(Required work) Look for the word "with" in the entries below, then copy every line that has it.

(Records for this exercise)
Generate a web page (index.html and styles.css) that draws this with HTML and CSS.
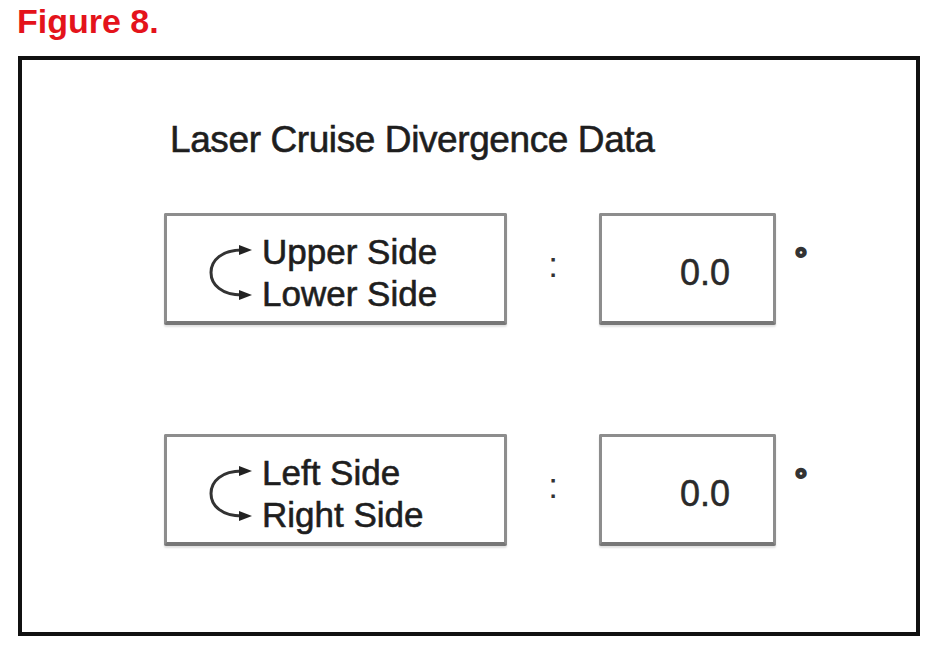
FILE: index.html
```html
<!DOCTYPE html>
<html lang="en">
<head>
    <meta charset="UTF-8">
    <meta name="viewport" content="width=device-width, initial-scale=1.0">
    <title>Figure 8 - Laser Cruise Divergence Data</title>
    <link rel="stylesheet" href="styles.css">
</head>
<body>
    <h1 class="fig-label">Figure 8.</h1>

    <div class="frame">
        <h2 class="panel-title">Laser Cruise Divergence Data</h2>

        <div class="data-grid">
            <div class="side-box">
                <svg class="swap-icon" width="44" height="60" viewBox="0 0 44 60">
                    <path d="M34 7 C14 7 3 17 3 29.5 C3 42 14 52 34 52" fill="none" stroke="#333" stroke-width="3"/>
                    <polygon points="31,2 44,7 31,12" fill="#222"/>
                    <polygon points="31,47 44,52 31,57" fill="#222"/>
                </svg>
                <div class="side-text">
                    <div>Upper Side</div>
                    <div>Lower Side</div>
                </div>
            </div>
            <span class="colon">:</span>
            <div class="value-box">0.0</div>
            <span class="deg">°</span>

            <div class="side-box">
                <svg class="swap-icon" width="44" height="60" viewBox="0 0 44 60">
                    <path d="M34 7 C14 7 3 17 3 29.5 C3 42 14 52 34 52" fill="none" stroke="#333" stroke-width="3"/>
                    <polygon points="31,2 44,7 31,12" fill="#222"/>
                    <polygon points="31,47 44,52 31,57" fill="#222"/>
                </svg>
                <div class="side-text">
                    <div>Left Side</div>
                    <div>Right Side</div>
                </div>
            </div>
            <span class="colon">:</span>
            <div class="value-box">0.0</div>
            <span class="deg">°</span>
        </div>
    </div>
</body>
</html>
```

FILE: styles.css
```css
body {
    margin: 0;
    background-color: #ffffff;
    font-family: "Liberation Sans", Arial, sans-serif;
    color: #1e1e1e;
}

.fig-label {
    margin: 2px 0 16px 17px;
    font-size: 34px;
    line-height: 38px;
    font-weight: bold;
    color: #e4131b;
}

.frame {
    box-sizing: border-box;
    width: 902px;
    height: 580px;
    margin-left: 18px;
    border: 4px solid #111;
    padding: 59px 0 0 142px;
}

.panel-title {
    margin: 0 0 52px 6px;
    font-size: 37px;
    line-height: 42px;
    font-weight: normal;
    letter-spacing: -0.4px;
    -webkit-text-stroke: 0.6px #1e1e1e;
}

.data-grid {
    display: grid;
    grid-template-columns: 343px 92px 177px auto;
    grid-auto-rows: 112px;
    row-gap: 109px;
}

.side-box,
.value-box {
    box-sizing: border-box;
    border: 3px solid #8d8d8d;
    border-bottom: 4px solid #777;
    border-radius: 2px;
    box-shadow: 0 2px 2px rgba(0, 0, 0, 0.12);
    background: #fff;
}

.side-box {
    display: flex;
    align-items: center;
    gap: 10px;
    padding: 8px 0 0 41px;
}

.side-text {
    font-size: 35px;
    line-height: 42px;
    -webkit-text-stroke: 0.6px #1e1e1e;
}

.colon {
    align-self: center;
    justify-self: center;
    margin-bottom: 9px;
    font-size: 35px;
    line-height: 42px;
    color: #333;
}

.value-box {
    display: flex;
    align-items: center;
    justify-content: flex-end;
    padding: 8px 43px 0 0;
    font-size: 36px;
    line-height: 42px;
    color: #2a2a2a;
    -webkit-text-stroke: 0.5px #2a2a2a;
}

.deg {
    align-self: start;
    margin: 31px 0 0 19px;
    font-size: 30px;
    line-height: 30px;
    font-weight: bold;
    color: #333;
    -webkit-text-stroke: 2px #333;
}
```
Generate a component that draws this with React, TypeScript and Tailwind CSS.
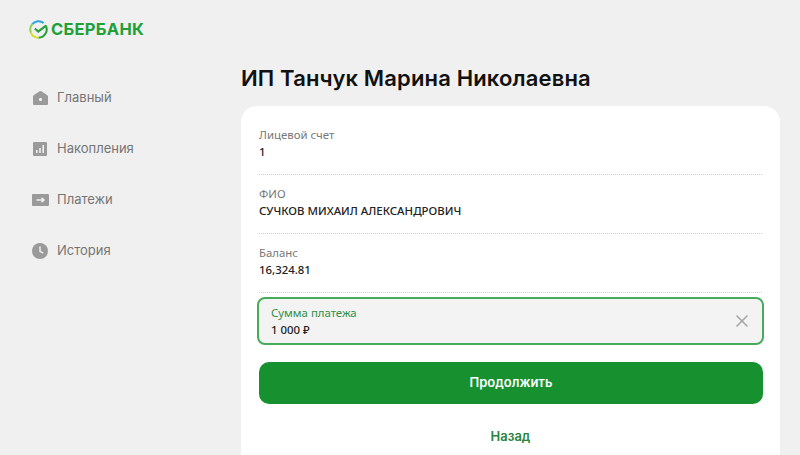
import { X } from "lucide-react";

const menu = [
  {
    label: "Главный",
    icon: (
      <svg width="15" height="14" viewBox="0 0 15 14" fill="none">
        <path d="M0 5.5 Q0 4.6 1 4 L6.2 0.5 Q7.5 -0.3 8.8 0.5 L14 4 Q15 4.6 15 5.5 V13 a1 1 0 0 1-1 1 H1 a1 1 0 0 1-1-1Z" fill="#9a9a9a" />
        <rect x="6" y="7" width="3" height="3" rx="1.2" fill="#f0f0f0" />
      </svg>
    ),
  },
  {
    label: "Накопления",
    icon: (
      <svg width="14" height="14" viewBox="0 0 14 14" fill="none">
        <rect width="14" height="14" rx="1" fill="#9a9a9a" />
        <rect x="3" y="8" width="1.6" height="3" fill="#f0f0f0" />
        <rect x="6.2" y="6" width="1.6" height="5" fill="#f0f0f0" />
        <rect x="9.4" y="3" width="1.6" height="8" fill="#f0f0f0" />
      </svg>
    ),
  },
  {
    label: "Платежи",
    icon: (
      <svg width="17" height="12" viewBox="0 0 17 12" fill="none">
        <rect width="17" height="12" rx="1" fill="#9a9a9a" />
        <path d="M4.5 6 H11.5 M9.5 3.8 L12 6 L9.5 8.2" stroke="#f0f0f0" strokeWidth="1.5" />
      </svg>
    ),
  },
  {
    label: "История",
    icon: (
      <svg width="16" height="16" viewBox="0 0 16 16" fill="none">
        <circle cx="8" cy="8" r="8" fill="#9a9a9a" />
        <path d="M8 3.5 V8.4 L11.2 10.2" stroke="#f0f0f0" strokeWidth="1.5" />
      </svg>
    ),
  },
];

const rows = [
  { label: "Лицевой счет", value: "1" },
  { label: "ФИО", value: "СУЧКОВ МИХАИЛ АЛЕКСАНДРОВИЧ" },
  { label: "Баланс", value: "16,324.81" },
];

function Logo() {
  return (
    <div className="flex items-center">
      <svg width="19" height="19" viewBox="0 0 19 19" fill="none">
        <path d="M16.6 5.4 A8.2 8.2 0 0 1 9.5 17.7" stroke="#21a038" strokeWidth="2" />
        <path d="M9.5 17.7 A8.2 8.2 0 0 1 1.9 12.6" stroke="#d7df23" strokeWidth="2" />
        <path d="M1.9 12.6 A8.2 8.2 0 0 1 3.4 4" stroke="#8fd14f" strokeWidth="2" />
        <path d="M3.4 4 A8.2 8.2 0 0 1 14.6 3" stroke="#2aa5e0" strokeWidth="2" />
        <path d="M5.8 8.6 L9.2 11.6 L17 5.6" stroke="#21a038" strokeWidth="2" />
      </svg>
      <span className="ml-[3px] font-['Inter',sans-serif] text-[16.5px] leading-none font-bold tracking-[0.3px] text-[#21a038]">
        СБЕРБАНК
      </span>
    </div>
  );
}

export default function App() {
  return (
    <div className="flex h-[455px] overflow-hidden bg-[#f0f0f0] font-['Noto_Sans',sans-serif]">
      <aside className="w-[241px] shrink-0 pt-5 pl-[29px]">
        <Logo />
        <nav className="mt-[49px] flex flex-col gap-[31px]">
          {menu.map((m) => (
            <div key={m.label} className="flex h-5 items-center text-[13px] text-[#757575]">
              <span className="mr-2 ml-[2px] flex w-[18px] justify-center">{m.icon}</span>
              <span className="font-['Inter',sans-serif]">{m.label}</span>
            </div>
          ))}
        </nav>
      </aside>

      <main className="w-[539px] shrink-0 pt-[62px]">
        <h1 className="font-['Inter',sans-serif] text-[22px] leading-8 font-semibold tracking-[0.15px] text-[#111]">
          ИП Танчук Марина Николаевна
        </h1>
        <div className="mt-3 h-[400px] rounded-t-2xl bg-white px-[18px] pt-[21px]">
          {rows.map((r) => (
            <div key={r.label} className="mb-[11px] h-[48px] border-b border-dotted border-[#cfcfcf]">
              <div className="text-[11.4px] leading-4 text-[#777]">{r.label}</div>
              <div className="mt-[1px] text-[11.4px] leading-4 font-medium text-[#222]">{r.value}</div>
            </div>
          ))}
          <div className="-mx-[2px] -mt-[7px] flex h-[48px] items-center justify-between rounded-lg border-2 border-[#47ab5c] bg-[#f3f3f3] pr-[10px] pl-3">
            <div>
              <div className="text-[11.4px] leading-4 text-[#2f8f47]">Сумма платежа</div>
              <div className="mt-[1px] text-[11.4px] leading-4 font-medium text-[#222]">1 000 ₽</div>
            </div>
            <X size={20} strokeWidth={2} className="text-[#a8a8a8]" />
          </div>
          <button className="mt-[17px] block h-[42px] w-[504px] rounded-[10px] bg-[#179130] font-['Inter',sans-serif] text-[13px] font-semibold text-white">
            Продолжить
          </button>
          <div className="mt-[23px] text-center font-['Inter',sans-serif] text-[13px] font-semibold text-[#2b853d]">
            Назад
          </div>
        </div>
      </main>
    </div>
  );
}
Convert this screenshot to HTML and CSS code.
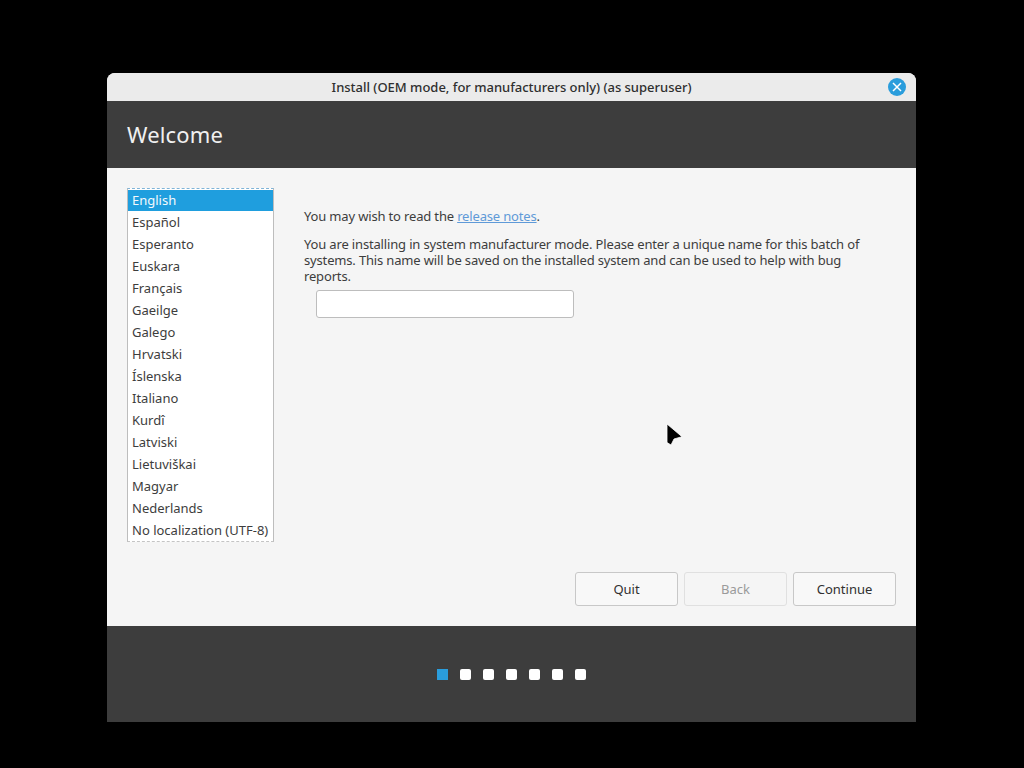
FILE: index.html
```html
<!DOCTYPE html>
<html lang="en">
<head>
<meta charset="utf-8">
<title>Install</title>
<link rel="stylesheet" href="styles.css">
</head>
<body>
<div class="window">
  <div class="titlebar">
    <span class="title">Install (OEM mode, for manufacturers only) (as superuser)</span>
    <span class="close"><svg width="10" height="10" viewBox="0 0 10 10"><path d="M1 1L9 9M9 1L1 9" stroke="#fff" stroke-width="1.5" fill="none"/></svg></span>
  </div>
  <header class="header"><h1>Welcome</h1></header>
  <main class="body">
    <div class="top">
      <ul class="langs">
        <li class="sel">English</li>
        <li>Español</li>
        <li>Esperanto</li>
        <li>Euskara</li>
        <li>Français</li>
        <li>Gaeilge</li>
        <li>Galego</li>
        <li>Hrvatski</li>
        <li>Íslenska</li>
        <li>Italiano</li>
        <li>Kurdî</li>
        <li>Latviski</li>
        <li>Lietuviškai</li>
        <li>Magyar</li>
        <li>Nederlands</li>
        <li>No localization (UTF-8)</li>
      </ul>
      <div class="content">
        <p class="notes">You may wish to read the <a href="#">release notes</a>.</p>
        <p class="desc">You are installing in system manufacturer mode. Please enter a unique name for this batch of systems. This name will be saved on the installed system and can be used to help with bug reports.</p>
        <input class="batch" type="text" aria-label="Batch name">
      </div>
    </div>
    <div class="actions">
      <button class="btn quit">Quit</button>
      <button class="btn back" disabled>Back</button>
      <button class="btn cont">Continue</button>
    </div>
  </main>
  <footer class="footer">
    <span class="dot on"></span><span class="dot"></span><span class="dot"></span><span class="dot"></span><span class="dot"></span><span class="dot"></span><span class="dot"></span>
  </footer>
</div>
<svg class="cursor" width="18" height="25" viewBox="0 0 18 25"><path d="M1 2L16 14.7L8 17L5 23L1 20.5Z" fill="#000" stroke="#fff" stroke-width="0.8"/></svg>
</body>
</html>
```
FILE: styles.css
```css
* { box-sizing: border-box; }
html, body { margin: 0; height: 100%; }
body {
  background: #000;
  font-family: "Noto Sans", "DejaVu Sans", sans-serif;
  font-size: 13px;
  color: #3d3d3d;
  padding: 73px 108px 46px 107px;
  overflow: hidden;
}
.window { width: 809px; height: 649px; display: flex; flex-direction: column; background: #f5f5f5; border-radius: 8px 8px 0 0; overflow: hidden; }
.titlebar { height: 28px; flex: none; background: #ebebeb; display: flex; align-items: center; justify-content: center; position: relative; }
.title { font-size: 13px; font-weight: 500; color: #2f2f2f; letter-spacing: -0.01px; }
.close { position: absolute; right: 10px; top: 5px; width: 18px; height: 18px; border-radius: 50%; background: #2a9ddc; display: flex; align-items: center; justify-content: center; }
.header { height: 67px; flex: none; background: #3d3d3d; display: flex; align-items: center; padding: 0 20px 2px; }
.header h1 { margin: 0; font-size: 22px; font-weight: 400; color: #f0f0f0; letter-spacing: 0.15px; }
.body { flex: 1; display: flex; flex-direction: column; padding: 20px; justify-content: space-between; }
.top { display: flex; align-items: flex-start; }
.langs { list-style: none; margin: 0; padding: 1px 0; width: 147px; height: 354px; background: #fff; border: 1px solid #bdbdbd; border-top: 1px dashed #7fb4d8; border-bottom: 1px dashed #c4c4c4; flex: none; }
.langs li { height: 22px; line-height: 21px; padding-left: 4px; white-space: nowrap; }
.langs li.sel { height: 21px; margin-bottom: 1px; background: #1f9ede; color: #f4f9fc; }
.content { margin-left: 30px; width: 565px; padding-top: 20px; }
.content p { margin: 0; line-height: 16px; letter-spacing: -0.16px; }
.content .notes { margin-bottom: 12px; }
.notes a { color: #5f9ad8; text-decoration: underline; }
.batch { display: block; margin: 6px 0 0 12px; width: 258px; height: 28px; background: #fff; border: 1px solid #bdbdbd; border-radius: 3px; }
.actions { display: flex; justify-content: flex-end; gap: 6px; }
.btn { width: 103px; height: 34px; font: inherit; color: #303030; background: #f8f8f8; border: 1px solid #c8c8c8; border-radius: 3px; padding: 0; }
.back { color: #9a9a9a; border-color: #e0e0e0; background: #f5f5f5; }
.footer { height: 96px; flex: none; background: #3d3d3d; display: flex; align-items: center; justify-content: center; gap: 12px; }
.dot { width: 11px; height: 11px; border-radius: 2px; background: #fff; }
.dot.on { background: #2a9ddc; border-radius: 0; }
.cursor { position: absolute; left: 666px; top: 422px; }
```
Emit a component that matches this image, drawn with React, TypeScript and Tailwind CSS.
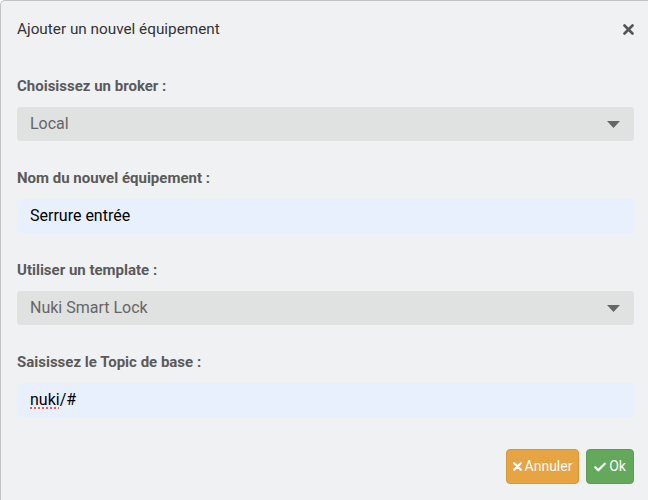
import React from "react";

function Caret() {
  return (
    <svg width="13" height="7" viewBox="0 0 13 7" className="absolute right-[14px] top-[14px]">
      <path d="M0 0 L13 0 L6.5 7 Z" fill="#666" />
    </svg>
  );
}

function Label({ children }: { children: React.ReactNode }) {
  return <div className="h-[20px] leading-[20px] text-[15px] font-bold text-[#5a5a5a] mb-[11px]">{children}</div>;
}

function SelectBox({ value }: { value: string }) {
  return (
    <div className="relative h-[34px] rounded-[4px] bg-[#e0e1e1] pl-[13px] flex items-center text-[16px] text-[#666]">
      {value}
      <Caret />
    </div>
  );
}

function InputBox({ children }: { children: React.ReactNode }) {
  return (
    <div className="h-[34px] rounded-[4px] bg-[#e8f0fe] pl-[13px] flex items-center text-[16px] text-black">
      {children}
    </div>
  );
}

export default function App() {
  return (
    <div className="w-[648px] h-[500px] bg-white overflow-hidden" style={{ fontFamily: "Roboto, 'Noto Sans', sans-serif" }}>
      <div className="w-[660px] h-[520px] bg-[#f0f1f3] border-l border-t border-[#c4c4c4] rounded-tl-[5px]">
        <div className="h-[75px] pl-[16px] pr-[28px] flex items-start pt-[18px] justify-between" style={{ width: 647 }}>
          <div className="text-[15.3px] leading-[20px] text-[#333]">Ajouter un nouvel équipement</div>
          <svg width="11" height="11" viewBox="0 0 11 11" className="mt-[5px] -mr-[14px]">
            <path d="M1.5 1.5 L9.5 9.5 M9.5 1.5 L1.5 9.5" stroke="#555" strokeWidth="2.6" strokeLinecap="round" />
          </svg>
        </div>
        <div className="pl-[16px] flex flex-col" style={{ width: 633 }}>
          <div className="mb-[27px]">
            <Label>Choisissez un broker :</Label>
            <SelectBox value="Local" />
          </div>
          <div className="mb-[27px]">
            <Label>Nom du nouvel équipement :</Label>
            <InputBox>Serrure entrée</InputBox>
          </div>
          <div className="mb-[27px]">
            <Label>Utiliser un template :</Label>
            <SelectBox value="Nuki Smart Lock" />
          </div>
          <div>
            <Label>Saisissez le Topic de base :</Label>
            <InputBox>
              <span className="underline decoration-dotted decoration-[#e53935] underline-offset-[3px]">nuki</span>/#
            </InputBox>
          </div>
          <div className="flex justify-end gap-[7px] mt-[32px]">
            <button className="h-[35px] w-[73px] justify-center rounded-[4px] bg-[#e6a443] border border-[#d8963a] text-white text-[14px] flex items-center gap-[3px]">
              <svg width="9" height="9" viewBox="0 0 9 9">
                <path d="M1.2 1.2 L7.8 7.8 M7.8 1.2 L1.2 7.8" stroke="#fff" strokeWidth="2.2" strokeLinecap="round" />
              </svg>
              Annuler
            </button>
            <button className="h-[35px] w-[48px] justify-center rounded-[4px] bg-[#63a85b] border border-[#58a050] text-white text-[14px] flex items-center gap-[3px]">
              <svg width="12" height="10" viewBox="0 0 12 10">
                <path d="M1.3 5.3 L4.3 8.3 L10.7 1.7" stroke="#fff" strokeWidth="2.3" fill="none" strokeLinecap="round" strokeLinejoin="round" />
              </svg>
              Ok
            </button>
          </div>
        </div>
      </div>
    </div>
  );
}
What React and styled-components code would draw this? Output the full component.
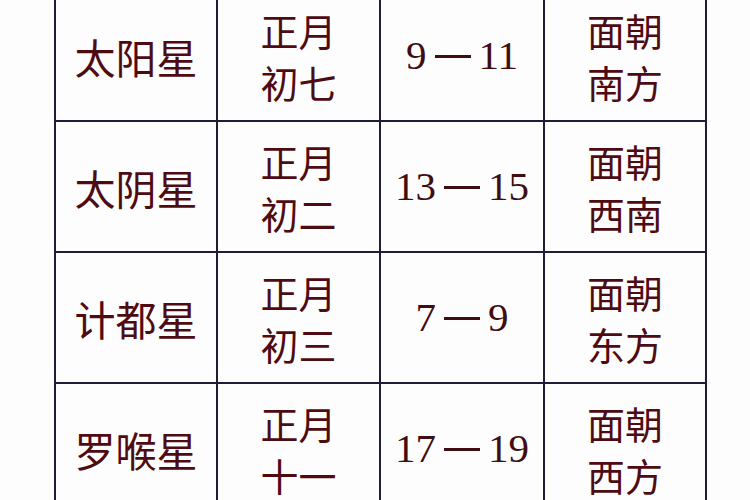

(Problem solution)
Generate a web page (index.html and styles.css) that draws this with HTML and CSS.
Generate a component that draws this with React, TypeScript and Tailwind CSS.
        <p class="desc">You are installing in system manufacturer mode. Please enter a unique name for this batch of systems. This name will be saved on the installed system and can be used to help with bug reports.</p>
Emit a component that matches this image, drawn with React, TypeScript and Tailwind CSS.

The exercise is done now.